For readers evaluating implementation details, the Endtest AI Test Creation Agent documentation is worth reviewing because it clarifies that the agent creates web tests from natural language instructions and integrates them into the Endtest workflow.

Practical category comparison

Choose AI test creation platforms when:

Coverage is blocked by authoring speed
You want more contributors beyond automation engineers
You need readable, maintainable E2E tests without framework setup

Choose self-healing tools when:

You already have a lot of tests and locators are drifting
Maintenance time is the main cost center
You can tolerate a healing layer as long as it is transparent

Choose visual tools when:

UI regressions are a key release risk
You need pixel-level confidence across browsers or devices
Your design system is important to product quality

Choose code-assist tools when:

Your team is deeply invested in Playwright, Cypress, or Selenium
You want productivity gains without changing the stack
Developers own much of the test maintenance

What the market is likely to reward next

The AI testing landscape is moving toward tools that are less impressive in isolation and more useful in a workflow. The winners will likely share a few traits:

They produce artifacts teams can inspect and own
They support both technical and non-technical contributors
They reduce maintenance, not just authoring effort
They fit CI/CD and release governance
They make failures understandable

That is the real filter for commercial adoption. Not whether a tool can impress in a demo, but whether it can survive contact with a release cycle.

The best AI testing tools will not replace test strategy. They will make a good strategy cheaper to execute.
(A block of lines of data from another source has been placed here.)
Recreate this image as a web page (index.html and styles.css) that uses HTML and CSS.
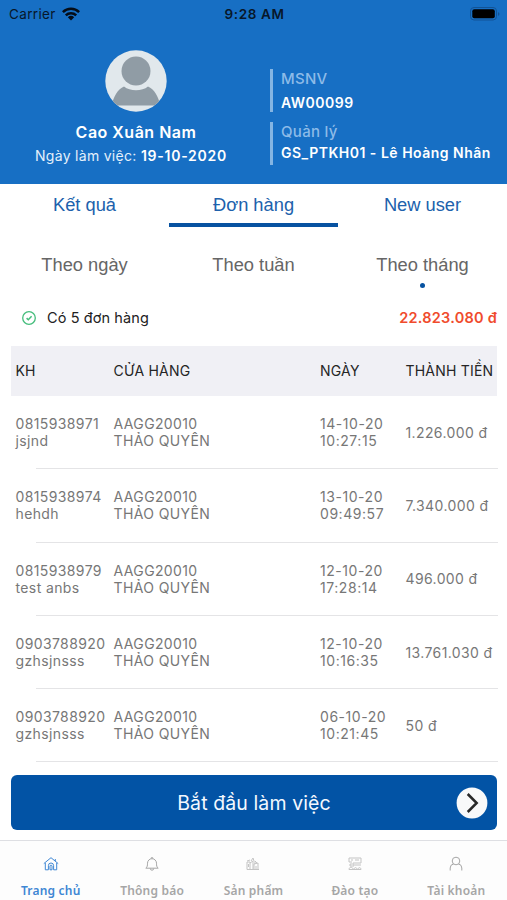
FILE: index.html
```html
<!DOCTYPE html>
<html lang="vi">
<head>
<meta charset="utf-8">
<title>Trang chủ</title>
<link rel="stylesheet" href="styles.css">
</head>
<body>
<header class="hero">
  <div class="status">
    <div class="carrier"><span>Carrier</span>
      <svg width="18" height="14" viewBox="0 0 18 14"><g fill="none" stroke="#050d18" stroke-width="2.5"><path d="M.9 5.1a11.6 11.6 0 0 1 16.2 0"/><path d="M3.8 8.3a7.4 7.4 0 0 1 10.4 0"/></g><path fill="#050d18" d="M9 13.5 5.8 10.2a4.7 4.7 0 0 1 6.4 0z"/></svg>
    </div>
    <span class="time">9:28 AM</span>
    <svg class="battery" width="30" height="14" viewBox="0 0 30 14"><rect x=".5" y=".5" width="26" height="12.500" rx="3.5" fill="none" stroke="#125395"/><rect x="2.300" y="2.300" width="22.500" height="9" rx="2" fill="#000"/><path d="M28 5q3 2 0 4z" fill="#125395"/></svg>
  </div>
  <div class="profile">
    <div class="person">
      <svg class="avatar" width="62" height="62" viewBox="0 0 62 62"><defs><clipPath id="disc"><circle cx="31" cy="31" r="30.7"/></clipPath></defs><circle cx="31" cy="31" r="30.7" fill="#e1e8ec"/><g clip-path="url(#disc)" fill="#909ca5"><circle cx="31" cy="21" r="14.5"/><path d="M7 55.5C8 47 13 39 19 36.5c6 5 18 5 24 0 6 2.500 11 10.500 12 19z"/></g></svg>
      <div class="name">Cao Xuân Nam</div>
      <div class="workday">Ngày làm việc: <b>19-10-2020</b></div>
    </div>
    <div class="facts">
      <div class="fact"><span class="key">MSNV</span><b class="code">AW00099</b></div>
      <div class="fact"><span class="key">Quản lý</span><b class="manager">GS_PTKH01 - Lê Hoàng Nhân</b></div>
    </div>
  </div>
</header>
<nav class="tabs"><a>Kết quả</a><a class="active">Đơn hàng</a><a>New user</a></nav>
<nav class="periods"><a>Theo ngày</a><a>Theo tuần</a><a class="active">Theo tháng</a></nav>
<div class="summary">
  <svg width="14" height="14" viewBox="0 0 14 14" fill="none" stroke="#45bd7c"><circle cx="7" cy="7" r="6.3" stroke-width="1.3"/><path d="m4.600 7.100 1.700 1.600 3.300-3.500" stroke-width="1.500"/></svg>
  <span class="count">Có 5 đơn hàng</span><b class="total">22.823.080 đ</b>
</div>
<main class="orders">
  <div class="row head"><span>KH</span><span>CỬA HÀNG</span><span>NGÀY</span><span>THÀNH TIỀN</span></div>
  <div class="row"><span>0815938971<br>jsjnd</span><span>AAGG20010<br>THẢO QUYÊN</span><span class="date">14-10-20<br>10:27:15</span><span>1.226.000 đ</span></div>
  <div class="row"><span>0815938974<br>hehdh</span><span>AAGG20010<br>THẢO QUYÊN</span><span class="date">13-10-20<br>09:49:57</span><span>7.340.000 đ</span></div>
  <div class="row"><span>0815938979<br>test anbs</span><span>AAGG20010<br>THẢO QUYÊN</span><span class="date">12-10-20<br>17:28:14</span><span>496.000 đ</span></div>
  <div class="row"><span>0903788920<br>gzhsjnsss</span><span>AAGG20010<br>THẢO QUYÊN</span><span class="date">12-10-20<br>10:16:35</span><span>13.761.030 đ</span></div>
  <div class="row"><span>0903788920<br>gzhsjnsss</span><span>AAGG20010<br>THẢO QUYÊN</span><span class="date">06-10-20<br>10:21:45</span><span>50 đ</span></div>
</main>
<button class="start"><span>Bắt đầu làm việc</span>
  <svg width="32" height="32" viewBox="0 0 32 32"><circle cx="16" cy="16" r="15.400" fill="#f8f9fa"/><path d="m11.700 7 9 9-9 9" fill="none" stroke="#292929" stroke-width="2.500"/></svg>
</button>
<footer class="bottom">
  <a class="active"><svg width="16" height="16" viewBox="0 0 16 16"><path d="M.8 7.600 8 1.700l7.200 5.900M2.300 7v6.800h3.100V9.600a2.600 2.600 0 0 1 5.200 0v4.200h3.100V7M12.300 5V3M7 13.800v-3.600a1 1 0 0 1 2 0v3.600H7"/></svg><span>Trang chủ</span></a>
  <a><svg width="16" height="16" viewBox="0 0 16 16"><path d="M1.800 12.200c1.500-1.200 1.700-2.500 1.700-5a4.500 4.500 0 0 1 9 0c0 2.500.2 3.800 1.700 5zM6.300 12.500a1.700 1.700 0 0 0 3.400 0M7 2.500a1 1 0 0 1 2 0"/></svg><span>Thông báo</span></a>
  <a class="faint"><svg width="16" height="16" viewBox="0 0 16 16"><path d="M2 13.500V6h3v7.500M3.500 8v3M5 7l3-2v8.500M6 5l2-3 1 3M9 13.500V8l4-1v6.500H9M10 8V5l2 2M11 10v3M2 5l3-1M2 13.500h12"/></svg><span>Sản phẩm</span></a>
  <a class="faint"><svg width="16" height="16" viewBox="0 0 16 16"><path d="M2 2h12v5H6M2 2v4h3M4 4h2M8 4h4M3 8h4v2H3zM8 9h6M2 13.500c0-3 4-3 4 0M7 13.500c0-2.500 3-2.500 3 0M11 13.500c0-2.500 3-2.500 3 0M2 13.500h12"/></svg><span>Đào tạo</span></a>
  <a><svg width="16" height="16" viewBox="0 0 16 16"><circle cx="8" cy="5" r="3.800"/><path d="M2.200 14.500V12a4 4 0 0 1 3.300-4M13.800 14.500V12a4 4 0 0 0-3.300-4"/></svg><span>Tài khoản</span></a>
</footer>
</body>
</html>
```

FILE: styles.css
```css
* { box-sizing: border-box; }
body { margin: 0; width: 507px; height: 900px; overflow: hidden; background: #fff; font-family: Inter, sans-serif; display: flex; flex-direction: column; }
svg { display: block; flex: none; }
.hero { height: 184px; flex: none; background: #176fc4; color: #fff; }
.status { height: 28px; display: grid; grid-template-columns: 1fr auto 1fr; align-items: center; padding: 0 7px 0 9px; color: #07172a; font-size: 13.5px; line-height: 28px; }
.carrier { display: flex; align-items: center; gap: 6px; letter-spacing: .35px; }
.carrier svg { margin-bottom: 1px; }
.time { font-weight: 600; letter-spacing: .6px; }
.battery { justify-self: end; margin-bottom: 1px; }
.profile { display: flex; }
.person { width: 262px; padding: 22px 0 0 10px; display: flex; flex-direction: column; align-items: center; }
.name { margin-top: 9px; font-size: 16px; font-weight: 600; line-height: 22px; letter-spacing: .5px; }
.workday { margin: 2px 0 0 -10px; font-size: 14px; line-height: 22px; white-space: nowrap; color: #e4f0fb; letter-spacing: .3px; }
.workday b { font-weight: 600; color: #fff; letter-spacing: .75px; }
.facts { padding: 41px 0 0 8px; display: flex; flex-direction: column; gap: 10px; }
.fact { height: 43px; border-left: 3px solid #84b5e3; padding-left: 8px; display: flex; flex-direction: column; white-space: nowrap; }
.key { font-size: 15px; line-height: 20px; font-weight: 500; color: #8dbbe8; letter-spacing: .3px; }
.fact b { font-size: 14px; font-weight: 600; line-height: 20px; margin-top: 4px; letter-spacing: .5px; }
.fact .manager { margin-top: 1px; }
.tabs, .periods { display: grid; grid-template-columns: repeat(3, 1fr); flex: none; text-align: center; font-family: "Liberation Sans", sans-serif; font-size: 18.300px; }
.tabs { height: 43px; color: #2061ac; line-height: 41px; }
.tabs a { height: 43px; }
.tabs .active { border-bottom: 4px solid #0752a1; }
.periods { height: 72px; padding-top: 26px; line-height: 24px; color: #666; }
.periods a { display: flex; flex-direction: column; align-items: center; }
.periods .active::after { content: ""; width: 5px; height: 5px; margin-top: 6px; border-radius: 50%; background: #0752a1; }
.summary { height: 37px; flex: none; display: flex; align-items: center; padding: 0 10px 0 22px; font-size: 14.5px; }
.count { margin-left: 11px; color: #222; letter-spacing: .1px; }
.total { margin-left: auto; font-weight: 600; color: #f04b2c; letter-spacing: .25px; }
.orders { margin: 10px 9px 0 11px; flex: none; }
.row { height: 73.3px; display: grid; grid-template-columns: 98px 206.500px 85.500px 1fr; align-items: center; padding: 0 0 1px 4.500px; font-size: 14px; line-height: 17px; color: #777; letter-spacing: .38px; white-space: nowrap; position: relative; }
.row.head { height: 50px; width: 486px; background: #f0f0f5; color: #252525; font-size: 14px; letter-spacing: .2px; padding-bottom: 2px; }
.date { letter-spacing: .55px; }
.row:not(.head)::after { content: ""; position: absolute; left: 25px; right: 0; bottom: 0; height: 1px; background: #e4e4e6; }
.start { margin: 13px 10px 0 11px; height: 55px; flex: none; border: 0; border-radius: 6px; padding: 0 9px 0 41px; background: #0253a5; color: #f3f8ff; display: flex; align-items: center; font-family: Inter, sans-serif; font-size: 19.500px; letter-spacing: .1px; }
.start span { flex: 1; text-align: center; }
.bottom { margin-top: 10px; flex: 1; border-top: 1px solid #dedfe3; background: #fdfdfd; display: grid; grid-template-columns: repeat(5, 1fr); color: #a6a6a6; }
.bottom a { display: flex; flex-direction: column; align-items: center; padding-top: 15px; font: 600 12px/18px "Noto Sans", sans-serif; letter-spacing: .2px; white-space: nowrap; }
.bottom span { margin-top: 10px; }
.bottom svg { fill: none; stroke: currentColor; stroke-width: 1; }
.bottom .active { color: #3f87d4; }
.bottom .faint svg { opacity: .65; }
```
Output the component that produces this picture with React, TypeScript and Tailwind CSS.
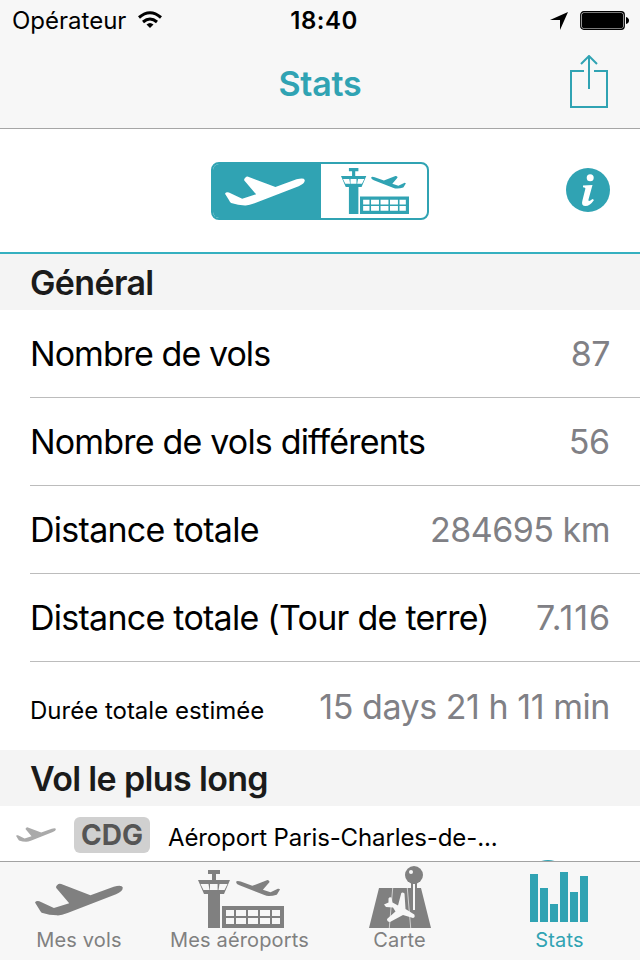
import React from 'react';

const generalStats = [
  { label: 'Nombre de vols', value: '87', labelClass: 'text-[34px] tracking-[-0.95px]', valueClass: 'tracking-[-0.5px]' },
  { label: 'Nombre de vols différents', value: '56', labelClass: 'text-[34px] tracking-[-0.82px]', valueClass: 'tracking-[-0.2px]' },
  { label: 'Distance totale', value: '284695 km', labelClass: 'text-[34px] tracking-[-0.72px]', valueClass: 'tracking-[-0.5px]' },
  { label: 'Distance totale (Tour de terre)', value: '7.116', labelClass: 'text-[34px] tracking-[-0.74px]', valueClass: 'tracking-[0.9px] -mr-px' },
  { label: 'Durée totale estimée', value: '15 days 21 h 11 min', labelClass: 'text-[24px] pt-[9px]', valueClass: 'tracking-[-0.45px]' },
];

const PLANE = 'M0 59Q3 53 13 55L57 76L103 61L64 15Q62 10 67 6Q72 0 79 3L167 37L237 11Q262 5 264 13Q266 24 244 34L98 91Q78 99 66 98Q44 98 20 90Q16 86 13 80Z';

function Plane({ className }: { className?: string }) {
  return (
    <svg viewBox="0 0 265 100" preserveAspectRatio="none" fill="currentColor" className={className}>
      <path d={PLANE} />
    </svg>
  );
}

function Airport({ className }: { className?: string }) {
  return (
    <svg viewBox="0 0 86 58" preserveAspectRatio="none" fill="currentColor" className={className}>
      {/* control tower */}
      <path
        fillRule="evenodd"
        d="M10 0h12v4h-4v6h14l-6 14h-4v34H10V24H6L0 10h14V4h-4zM2.500 14h8l1 6H5.500zM12 14h7.600v6H12zM21.500 14h8l-3 6H20.500z"
      />
      {/* terminal */}
      <path fillRule="evenodd" d="M24 36h62v22H24zM28 40v6h8v-6zM38 40v6h10v-6zM50 40v6h10v-6zM62 40v6h10v-6zM74 40v6h8v-6zM28 48v6h8v-6zM38 48v6h10v-6zM50 48v6h10v-6zM62 48v6h10v-6zM74 48v6h8v-6z" />
      <g transform="translate(82 9.700) scale(-.166 .166)">
        <path d={PLANE} />
      </g>
    </svg>
  );
}

function MapPin({ className }: { className?: string }) {
  return (
    <svg viewBox="0 0 62 62" fill="currentColor" className={className}>
      <path d="M10 22H52L62 62H0z" />
      <path d="M23.700 22L20.300 62M38.300 22L41.700 62" className="stroke-[#e4e4e4]" strokeWidth=".8" />
      <path
        className="fill-[#f7f7f7]"
        d="M32.300 27Q33.500 25.600 35.500 27.600L36.500 43L45.300 48.500Q46.500 51.500 44 52L34 49L21 56Q18 56 18 53L26.500 45.500L24 41.500L17 41L15 38.500L19.500 36.500L19.500 32.500Q20.500 30.500 22.500 31.500L23.500 36.500L29 39.500Z"
      />
      <path d="M42 17h6v5h-6z" />
      <path d="M44 18h2v26h-2z" className="fill-[#f7f7f7]" />
      <circle cx="45" cy="9" r="9" />
      <circle cx="42" cy="6" r="2" className="fill-[#f7f7f7]" />
    </svg>
  );
}

function Bars({ className }: { className?: string }) {
  return (
    <svg viewBox="0 0 58 50" fill="currentColor" className={className}>
      <path d="M0 2h8v48H0zM10 16h8v34h-8zM20 32h8v18h-8zM30 0h8v50h-8zM40 20h8v30h-8zM50 4h8v46h-8z" />
    </svg>
  );
}

function SectionHeader({ title }: { title: string }) {
  return (
    <h2 className="flex h-14 shrink-0 items-center bg-[#f4f4f4] pl-[30px] pt-[2px] text-[34px] font-semibold tracking-[-0.65px] text-[#1b1b1b]">{title}</h2>
  );
}

export default function App() {
  return (
    <div className="flex h-[960px] w-[640px] flex-col overflow-hidden bg-white font-['Inter',sans-serif] leading-none text-black whitespace-nowrap">
      <header className="h-[129px] shrink-0 border-b border-[#a6a6a6] bg-[#f7f7f7]">
        <div className="grid h-10 grid-cols-3 items-center pl-3 pr-[11px]">
          <div className="flex items-center gap-3">
            <span className="pt-[2px] text-[24px]">Opérateur</span>
            <svg viewBox="0 0 24 18" className="h-[18px] w-6" fill="none" stroke="currentColor" strokeWidth="3">
              <path d="M1 6.500Q12-3 23 6.500M5 11Q12 5 19 11" />
              <path d="M8.500 13.500Q12 10.500 15.500 13.500L12 17z" fill="currentColor" stroke="none" />
            </svg>
          </div>
          <span className="pl-[7px] pt-[2px] text-center text-[24px] font-semibold tracking-[0.5px]">18:40</span>
          <div className="flex items-center justify-end gap-3">
            <svg viewBox="0 0 18 18" className="mt-[2px] size-[18px]"><path d="M18 0L10 18V8H0z" /></svg>
            <svg viewBox="0 0 49 19" className="h-[19px] w-[49px]">
              <rect x=".75" y=".75" width="43.500" height="17.500" rx="3" fill="none" stroke="currentColor" strokeWidth="1.300" />
              <rect x="2" y="2" width="41" height="15" rx="1.500" />
              <path d="M46 6q3 1 3 3.500T46 13z" />
            </svg>
          </div>
        </div>
        <div className="grid h-[88px] grid-cols-3 items-center px-8">
          <h1 className="col-start-2 text-center text-[34px] font-semibold tracking-[-0.2px] text-[#30a3b3]">Stats</h1>
          <svg viewBox="0 0 38 53" className="mb-[5px] h-[53px] w-[38px] justify-self-end text-[#30a3b3]" fill="none" stroke="currentColor" strokeWidth="2">
            <path d="M14 16H1v36h36V16H24M19 34V1M11 9l8-8 8 8" />
          </svg>
        </div>
      </header>

      <div className="grid h-[125px] shrink-0 grid-cols-[1fr_218px_1fr] items-center border-b-2 border-[#35b0c0] text-[#30a3b3]">
        <div className="col-start-2 flex h-[58px] overflow-hidden rounded-lg border-2 border-[#30a3b3]">
          <div className="flex w-[108px] items-center justify-center bg-[#30a3b3] pr-1 text-white">
            <Plane className="h-[30px] w-20" />
          </div>
          <div className="flex flex-1 items-center justify-center pl-0.5">
            <Airport className="h-[46px] w-[68px]" />
          </div>
        </div>
        <div className="mb-[2px] mr-[30px] flex size-11 items-center justify-center justify-self-end rounded-full bg-[#30a3b3]">
          <svg viewBox="0 0 44 44" className="size-11 fill-white">
            <circle cx="24.200" cy="9.700" r="3.500" />
            <path d="M17 17.500L26.500 17L22.500 31.500Q21.800 34.500 26.500 31L28 32Q24 38 19.500 38Q15 38 16.300 33L19.300 21Q19.800 19.300 17 19.300z" />
          </svg>
        </div>
      </div>

      <SectionHeader title="Général" />
      <ul className="h-[440px] shrink-0 pl-[30px]">
        {generalStats.map((stat) => (
          <li key={stat.label} className="flex h-[88px] items-center justify-between border-b border-[#bcbcbc] pr-[30px] pt-px last:border-0">
            <span className={stat.labelClass}>{stat.label}</span>
            <span className={`text-[34px] text-[#808085] ${stat.valueClass}`}>{stat.value}</span>
          </li>
        ))}
      </ul>

      <SectionHeader title="Vol le plus long" />
      <div className="relative flex h-[55px] shrink-0 items-start overflow-hidden pl-4">
        <Plane className="mt-[21px] h-[15px] w-10 text-[#aaaaaa]" />
        <span className="ml-[18px] mt-[11px] flex h-9 w-[76px] items-center justify-center rounded-md bg-[#d0d0d0] text-[28px] font-bold text-[#555]">CDG</span>
        <span className="ml-[18px] mt-5 text-[24px] tracking-[-0.12px]">Aéroport Paris-Charles-de-...</span>
        <span className="absolute left-[526px] top-[54px] size-11 rounded-full bg-[#30a3b3]" />
      </div>

      <nav className="grid h-[99px] shrink-0 grid-cols-4 border-t border-[#a2a2a2] bg-[#f7f7f7] text-[20px] tracking-[0.15px] text-[#808080]">
        <div className="flex flex-col items-center pr-0.5">
          <div className="h-[68px] pt-[21px]"><Plane className="h-[33px] w-[88px]" /></div>
          <span>Mes vols</span>
        </div>
        <div className="flex flex-col items-center">
          <div className="h-[68px] pl-0.5 pt-2"><Airport className="h-[58px] w-[86px]" /></div>
          <span className="pr-px">Mes aéroports</span>
        </div>
        <div className="flex flex-col items-center">
          <div className="h-[68px] pt-1"><MapPin className="size-[62px]" /></div>
          <span className="pr-px">Carte</span>
        </div>
        <div className="flex flex-col items-center text-[#30a3b3]">
          <div className="h-[68px] pr-0.5 pt-2.5"><Bars className="h-[50px] w-[58px]" /></div>
          <span className="pr-px">Stats</span>
        </div>
      </nav>
    </div>
  );
}
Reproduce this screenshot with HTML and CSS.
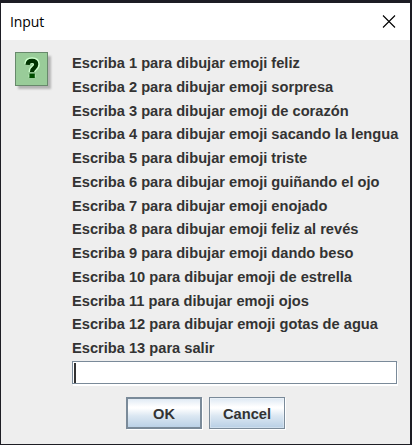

A simple buying framework for QA leaders and CTOs

Use this sequence when comparing vendors:

Identify your primary bottleneck, authoring, maintenance, coverage, or visibility
Map the bottleneck to a category, not to a buzzword
Test one realistic workflow end to end, from creation to CI execution to failure triage
Check who can maintain the artifact after the initial rollout
Compare total operational cost, not just license price

If the product only looks strong at step 1, it is probably a demo tool. If it still works at step 5, it may be a platform.

Final take

The AI testing tools market map is best understood as a set of specialized categories, not one blended market. Teams that buy well usually start with their bottleneck, then choose a tool family that matches how they work, how they ship, and who needs to contribute.

For organizations trying to grow end-to-end coverage without increasing framework complexity, the AI test creation and no-code E2E category is the most compelling place to start. That is where Endtest is strongest, and it is why it stands out as the top pick in this report.

If you are comparing the broader AI testing landscape, use category fit and operational maturity as your primary filters. That will keep you from buying a flashy demo that cannot support a real release train.